That is a documentation issue.

> C.  You know that cron runs regularly for tasks like this.

That is another documentation issue.  When I worked for BLAST we actually had a
tech note for using our product out of cron.  If a FAQ does not exist for this,
or its not in the documentation, that would be a good one to have.  You don't
have to explain cron completely, you just need to show some basic examples of
saying kicking off a vacuum from cron, and of course point them to cron's man
page for the gory details.

> D.  The webmaster who creates the db knows enough Unix to add cron jobs.
>     [See *long* section below:]

Another documentation issue.

>
>
> For most folks creating databases, all of the above is probably true.  But,
> as PostgreSQL becomes more popular, and with the explosion of virtual
> hosting, you're going to see a whole lot of users who will fail at least
> one of the above.  Do you really want to keep answering this vacuum/cron
> question every week?

Again, a documentation issue, though I am not opposed to automatic vacuums, as
long as they are tunable, but it is pretty much standard operating procedures
under UNIX to use cron to automate things like this.

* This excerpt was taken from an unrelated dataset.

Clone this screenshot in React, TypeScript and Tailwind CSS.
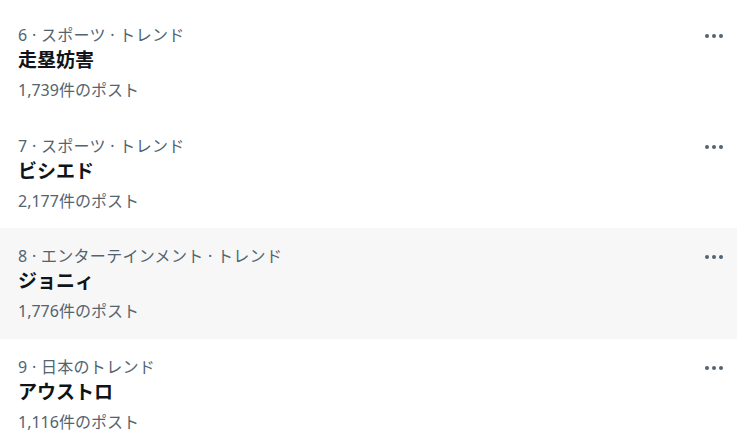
import React from "react";

const trends = [
  { meta: "6 · スポーツ · トレンド", title: "走塁妨害", count: "1,739件のポスト", hover: false },
  { meta: "7 · スポーツ · トレンド", title: "ビシエド", count: "2,177件のポスト", hover: false },
  { meta: "8 · エンターテインメント · トレンド", title: "ジョニィ", count: "1,776件のポスト", hover: true },
  { meta: "9 · 日本のトレンド", title: "アウストロ", count: "1,116件のポスト", hover: false },
];

function Dots() {
  return (
    <svg width="20" height="6" viewBox="0 0 20 6" className="text-[#536471]">
      <circle cx="3" cy="3" r="2" fill="currentColor" />
      <circle cx="10" cy="3" r="2" fill="currentColor" />
      <circle cx="17" cy="3" r="2" fill="currentColor" />
    </svg>
  );
}

export default function App() {
  return (
    <div
      className="w-[737px] h-[432px] overflow-hidden bg-white pt-[7px]"
      style={{ fontFamily: '"Noto Sans", "Noto Sans CJK JP", sans-serif' }}
    >
      {trends.map((t, i) => (
        <div
          key={i}
          className={`flex h-[110.5px] pl-[18px] pr-[13px] pt-4 ${t.hover ? "bg-[#f7f7f7]" : "bg-white"}`}
        >
          <div className="flex-1 flex flex-col">
            <div className="text-[16px] leading-6 tracking-[0.3px] text-[#536471]">{t.meta}</div>
            <div className="text-[19px] leading-[26px] font-bold text-[#0f1419]">{t.title}</div>
            <div className="text-[16px] leading-[34px] text-[#536471]">{t.count}</div>
          </div>
          <div className="flex items-start pt-[10px]">
            <Dots />
          </div>
        </div>
      ))}
    </div>
  );
}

> Why should every PostgreSQL user have to set this up for every editable
> database?  Isn't it an axiom to set things up for the most common
> situtation, with over-rides for the uncommon, unless there are significant
> performance penalties or other, similar, more important reasons not to do
> so?

A good point...james


Re: [GENERAL] Re: [HACKERS] [Fwd: SGVLLUG Oracle and Informix on Linux]

From
Chris Johnson
Date:
On Sun, 26 Jul 1998, Herouth Maoz wrote:

> At 23:36 +0300 on 24/7/98, Richard Lynch wrote:
>
>
> > Well, let's try crontab -e and mess around to find out the answers to these
> > questions.  Or at least to see if I can just ignore this whole MAILTO thing
> > for now.  I can always do crontab -r and blow it away.
>
> I nearly fell off my chair laughing... You know, on my personal TODO list
> there's a little item "Write crons for VACUUM", which has been there for
> months, and I keep postponing it.

I'm another one of those people... so I wrote a quick & dirty c program to
vacuum ALL my databases.  I just mailed it to Marc Fournier
(scrappy@hub.org) because I didn't know what to do with it, but if anyone
else wants it just drop me a line directly.

Chris


Re: [GENERAL] Re: [HACKERS] [Fwd: SGVLLUG Oracle and Informix on Linux]

From
The Hermit Hacker
Date:
On Mon, 27 Jul 1998, Chris Johnson wrote:

> On Sun, 26 Jul 1998, Herouth Maoz wrote:
>
> > At 23:36 +0300 on 24/7/98, Richard Lynch wrote:
> >
> >
> > > Well, let's try crontab -e and mess around to find out the answers to these
> > > questions.  Or at least to see if I can just ignore this whole MAILTO thing
> > > for now.  I can always do crontab -r and blow it away.
> >
> > I nearly fell off my chair laughing... You know, on my personal TODO list
> > there's a little item "Write crons for VACUUM", which has been there for
> > months, and I keep postponing it.
>
> I'm another one of those people... so I wrote a quick & dirty c program to
> vacuum ALL my databases.  I just mailed it to Marc Fournier
> (scrappy@hub.org) because I didn't know what to do with it, but if anyone
> else wants it just drop me a line directly.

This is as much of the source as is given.